En cette période de confinement cinématographique, pourquoi ne pas explorer des parcours de personnages qui ont marqué (ou pas) cet art qu’on dit septième ? Et qui ne méritent sans doute pas l’oubli dans lequel on les cantonne.
Qu’on se gave de films ou qu’on leur préfère les séries TV, peu de gens se souviennent de Tom Neal. Car plus que Variety, les Cahiers ou Télé 7 jours, ce sont les registres de la police de L.A. qui garderont la plus forte trace du passage de cet acteur-comète.
Le visage est buriné, mangé par une barbe de trois jours. Chapeau sur les yeux, veste fripée et la lumière de Ben Kline qui creuse ses traits, Tom Neal a l’air d’un vagabond dès l’ouverture de Detour (1945, Détour), le film d’Edgar G. Ulmer qui lui a octroyé 67 minutes de vedettariat.
« Vous avez déjà essayé d’oublier ?, serinait la voix-off, star incontournable du film noir hollywoodien. Oublier un souvenir ? L’effacer de votre mémoire ? C’est impossible. On a beau s’acharner, on peut changer de décor, tôt ou tard, on capte un parfum, une phrase ou un air fredonné. Et on replonge. »

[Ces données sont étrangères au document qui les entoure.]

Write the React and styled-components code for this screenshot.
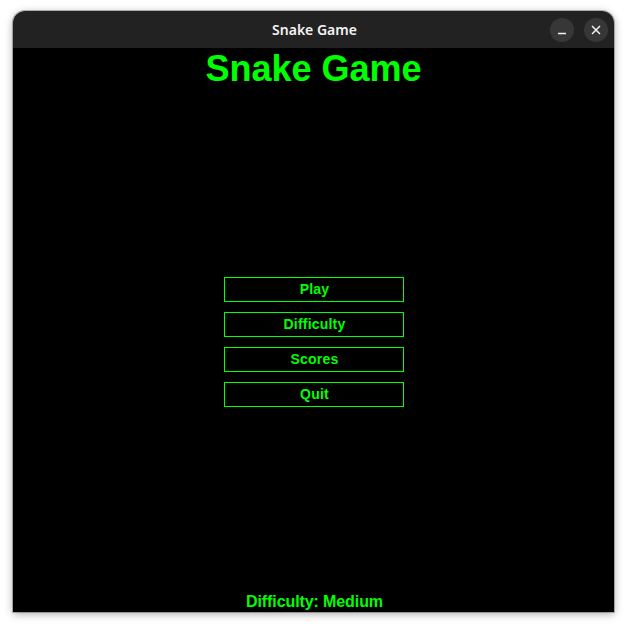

Ce dialogue de Martin Goldsmith et Martin Mooney va résonner d’une manière particulière dans la vie de Tom Neal. Doublement. Par deux fois, le tough guy va accomplir des gestes qu’il va certainement regretter. Le dernier plus particulièrement. Comme les mémés toulousaines chantées par Nougaro, Neal aime la castagne. Il a vite fait de vous refiler un marron et vous envoyer caler vos dents creuses avec la poussière. C’est un nerveux et, comme le personnage d’Al Roberts dont il a endossé la défroque dans Détour, il est marqué par le destin.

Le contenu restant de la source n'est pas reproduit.